* [What needs to be done] Go through the entries and say how many lines contain the string "with". The number is the whole answer.

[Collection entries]
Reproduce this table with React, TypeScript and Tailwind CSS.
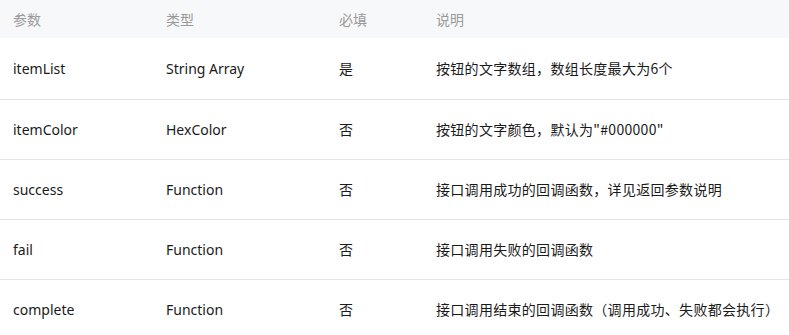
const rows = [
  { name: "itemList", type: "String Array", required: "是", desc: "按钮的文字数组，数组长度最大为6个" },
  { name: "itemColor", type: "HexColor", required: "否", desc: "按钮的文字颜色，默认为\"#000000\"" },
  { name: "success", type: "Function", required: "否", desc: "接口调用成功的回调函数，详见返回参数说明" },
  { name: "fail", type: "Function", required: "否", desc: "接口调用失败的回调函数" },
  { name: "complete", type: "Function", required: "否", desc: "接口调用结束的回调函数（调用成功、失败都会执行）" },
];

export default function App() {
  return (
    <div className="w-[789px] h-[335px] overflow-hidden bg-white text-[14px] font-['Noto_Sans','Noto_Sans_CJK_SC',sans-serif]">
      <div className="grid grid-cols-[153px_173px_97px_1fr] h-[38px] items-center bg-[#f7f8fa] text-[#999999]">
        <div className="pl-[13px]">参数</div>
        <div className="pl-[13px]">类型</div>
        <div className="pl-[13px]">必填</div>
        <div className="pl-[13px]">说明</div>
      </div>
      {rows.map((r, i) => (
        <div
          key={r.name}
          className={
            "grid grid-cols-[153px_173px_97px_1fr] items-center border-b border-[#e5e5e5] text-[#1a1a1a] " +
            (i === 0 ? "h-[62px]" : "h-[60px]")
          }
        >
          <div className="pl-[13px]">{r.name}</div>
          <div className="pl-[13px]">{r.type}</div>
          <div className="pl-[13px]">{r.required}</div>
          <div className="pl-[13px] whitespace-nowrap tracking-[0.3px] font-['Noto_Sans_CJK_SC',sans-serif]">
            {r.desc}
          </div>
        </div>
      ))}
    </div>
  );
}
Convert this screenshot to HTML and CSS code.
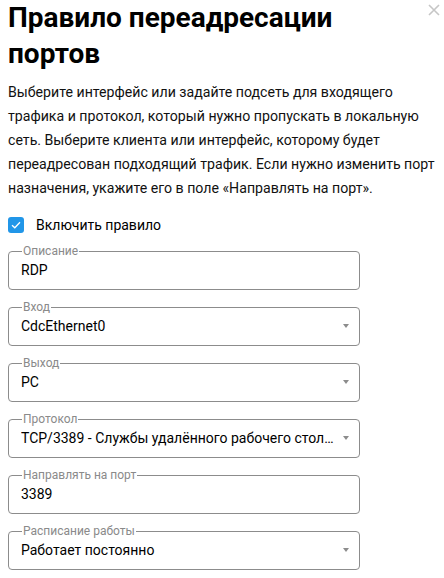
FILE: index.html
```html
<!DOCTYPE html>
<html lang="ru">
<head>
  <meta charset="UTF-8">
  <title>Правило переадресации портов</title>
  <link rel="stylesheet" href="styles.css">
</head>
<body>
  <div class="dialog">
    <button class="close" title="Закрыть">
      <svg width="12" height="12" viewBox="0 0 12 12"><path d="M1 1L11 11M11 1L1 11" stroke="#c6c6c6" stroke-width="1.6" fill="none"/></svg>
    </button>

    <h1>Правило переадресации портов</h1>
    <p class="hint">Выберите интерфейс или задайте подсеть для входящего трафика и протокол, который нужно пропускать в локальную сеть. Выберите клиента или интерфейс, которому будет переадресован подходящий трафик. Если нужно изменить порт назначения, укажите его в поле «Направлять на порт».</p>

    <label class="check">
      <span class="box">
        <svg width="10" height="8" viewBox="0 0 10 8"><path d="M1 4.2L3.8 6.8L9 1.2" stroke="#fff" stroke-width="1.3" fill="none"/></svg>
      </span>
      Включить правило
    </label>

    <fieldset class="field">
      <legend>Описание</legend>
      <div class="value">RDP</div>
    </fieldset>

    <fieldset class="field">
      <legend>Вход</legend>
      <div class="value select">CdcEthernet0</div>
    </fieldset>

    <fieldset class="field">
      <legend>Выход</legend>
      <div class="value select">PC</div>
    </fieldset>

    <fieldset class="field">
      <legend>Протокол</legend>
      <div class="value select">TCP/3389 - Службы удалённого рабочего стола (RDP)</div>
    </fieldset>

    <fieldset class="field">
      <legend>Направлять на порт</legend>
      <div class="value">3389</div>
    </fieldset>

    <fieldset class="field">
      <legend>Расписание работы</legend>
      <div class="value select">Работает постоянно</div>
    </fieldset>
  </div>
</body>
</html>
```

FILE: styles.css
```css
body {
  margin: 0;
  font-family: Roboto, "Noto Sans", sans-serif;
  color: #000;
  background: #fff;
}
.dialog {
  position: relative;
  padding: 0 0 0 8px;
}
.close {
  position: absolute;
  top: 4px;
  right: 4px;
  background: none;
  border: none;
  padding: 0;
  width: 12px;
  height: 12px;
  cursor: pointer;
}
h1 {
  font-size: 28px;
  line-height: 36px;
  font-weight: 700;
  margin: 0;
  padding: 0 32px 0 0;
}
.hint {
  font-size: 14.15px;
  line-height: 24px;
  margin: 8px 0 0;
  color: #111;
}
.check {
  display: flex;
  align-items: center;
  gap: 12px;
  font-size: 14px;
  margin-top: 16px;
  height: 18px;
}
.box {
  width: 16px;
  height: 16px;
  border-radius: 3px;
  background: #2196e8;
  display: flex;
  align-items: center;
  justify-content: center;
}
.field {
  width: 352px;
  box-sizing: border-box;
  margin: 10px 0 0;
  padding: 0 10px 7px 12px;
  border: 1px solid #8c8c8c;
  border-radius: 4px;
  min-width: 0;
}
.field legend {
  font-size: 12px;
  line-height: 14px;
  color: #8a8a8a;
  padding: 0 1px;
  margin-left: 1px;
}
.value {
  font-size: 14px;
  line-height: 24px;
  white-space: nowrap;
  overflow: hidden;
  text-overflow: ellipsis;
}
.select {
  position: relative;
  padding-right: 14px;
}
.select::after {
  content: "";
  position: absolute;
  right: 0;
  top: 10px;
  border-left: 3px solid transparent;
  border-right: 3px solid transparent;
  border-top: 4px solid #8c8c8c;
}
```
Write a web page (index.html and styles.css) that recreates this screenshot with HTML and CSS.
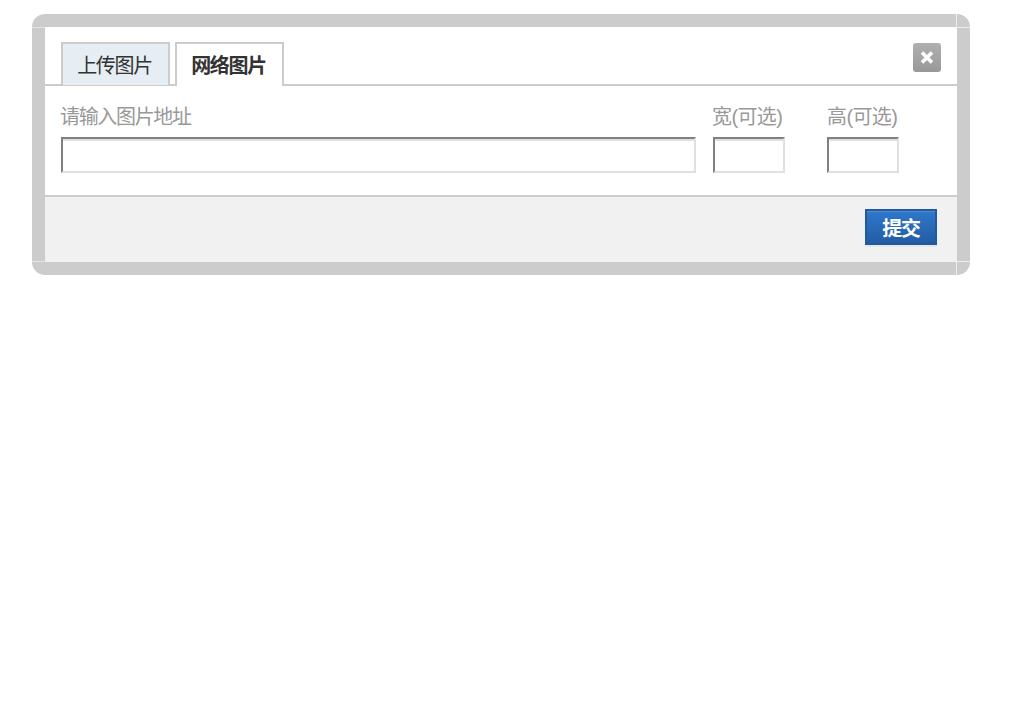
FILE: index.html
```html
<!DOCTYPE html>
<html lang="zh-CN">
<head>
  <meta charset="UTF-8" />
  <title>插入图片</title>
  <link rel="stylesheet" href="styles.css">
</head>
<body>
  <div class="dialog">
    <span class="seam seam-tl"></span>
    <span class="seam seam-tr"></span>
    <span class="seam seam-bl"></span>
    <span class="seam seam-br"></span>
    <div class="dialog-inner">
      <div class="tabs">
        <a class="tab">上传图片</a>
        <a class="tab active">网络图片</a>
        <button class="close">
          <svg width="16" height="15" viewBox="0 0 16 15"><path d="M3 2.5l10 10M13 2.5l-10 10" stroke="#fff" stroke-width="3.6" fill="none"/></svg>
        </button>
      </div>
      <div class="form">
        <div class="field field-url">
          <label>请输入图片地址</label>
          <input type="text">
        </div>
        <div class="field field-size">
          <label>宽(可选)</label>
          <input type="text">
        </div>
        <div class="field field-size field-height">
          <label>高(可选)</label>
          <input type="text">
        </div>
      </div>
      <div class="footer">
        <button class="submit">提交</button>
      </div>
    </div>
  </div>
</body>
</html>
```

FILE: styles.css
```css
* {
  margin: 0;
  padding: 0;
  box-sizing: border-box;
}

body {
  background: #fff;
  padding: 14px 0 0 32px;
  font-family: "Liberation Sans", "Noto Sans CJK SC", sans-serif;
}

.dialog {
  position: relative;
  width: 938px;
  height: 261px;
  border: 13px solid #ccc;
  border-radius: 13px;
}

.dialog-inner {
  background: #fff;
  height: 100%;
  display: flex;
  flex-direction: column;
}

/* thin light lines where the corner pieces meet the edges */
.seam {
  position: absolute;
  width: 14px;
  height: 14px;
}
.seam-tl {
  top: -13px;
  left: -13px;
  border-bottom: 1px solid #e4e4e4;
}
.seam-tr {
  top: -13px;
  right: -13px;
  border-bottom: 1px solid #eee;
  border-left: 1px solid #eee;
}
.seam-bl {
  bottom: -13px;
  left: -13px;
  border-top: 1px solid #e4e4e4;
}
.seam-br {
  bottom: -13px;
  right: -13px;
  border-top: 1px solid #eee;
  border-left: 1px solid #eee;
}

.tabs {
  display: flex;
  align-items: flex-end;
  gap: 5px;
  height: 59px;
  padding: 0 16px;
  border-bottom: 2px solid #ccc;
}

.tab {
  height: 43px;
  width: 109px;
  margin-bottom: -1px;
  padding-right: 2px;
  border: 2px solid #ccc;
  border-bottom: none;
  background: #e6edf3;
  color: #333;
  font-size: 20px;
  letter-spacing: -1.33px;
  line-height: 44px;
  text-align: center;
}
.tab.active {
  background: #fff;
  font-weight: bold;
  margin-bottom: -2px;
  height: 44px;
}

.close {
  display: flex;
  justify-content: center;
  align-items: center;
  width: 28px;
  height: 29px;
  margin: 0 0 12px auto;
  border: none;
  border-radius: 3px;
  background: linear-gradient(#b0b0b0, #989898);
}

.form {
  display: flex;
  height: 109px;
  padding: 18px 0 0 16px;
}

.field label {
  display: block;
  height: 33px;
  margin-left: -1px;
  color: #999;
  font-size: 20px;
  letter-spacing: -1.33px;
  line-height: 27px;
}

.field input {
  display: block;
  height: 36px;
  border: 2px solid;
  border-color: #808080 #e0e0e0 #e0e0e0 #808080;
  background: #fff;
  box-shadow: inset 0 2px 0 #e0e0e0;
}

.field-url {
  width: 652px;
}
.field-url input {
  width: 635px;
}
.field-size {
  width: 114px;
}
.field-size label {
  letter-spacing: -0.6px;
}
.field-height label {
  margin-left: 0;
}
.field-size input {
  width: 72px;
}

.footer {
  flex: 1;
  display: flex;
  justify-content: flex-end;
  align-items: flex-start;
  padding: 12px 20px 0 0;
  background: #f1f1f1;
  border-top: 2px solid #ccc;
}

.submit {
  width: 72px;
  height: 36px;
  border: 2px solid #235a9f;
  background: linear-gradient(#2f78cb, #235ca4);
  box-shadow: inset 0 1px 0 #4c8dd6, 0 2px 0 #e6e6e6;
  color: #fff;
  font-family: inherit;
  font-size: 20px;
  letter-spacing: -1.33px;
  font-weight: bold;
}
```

* [Response to this exercise] 2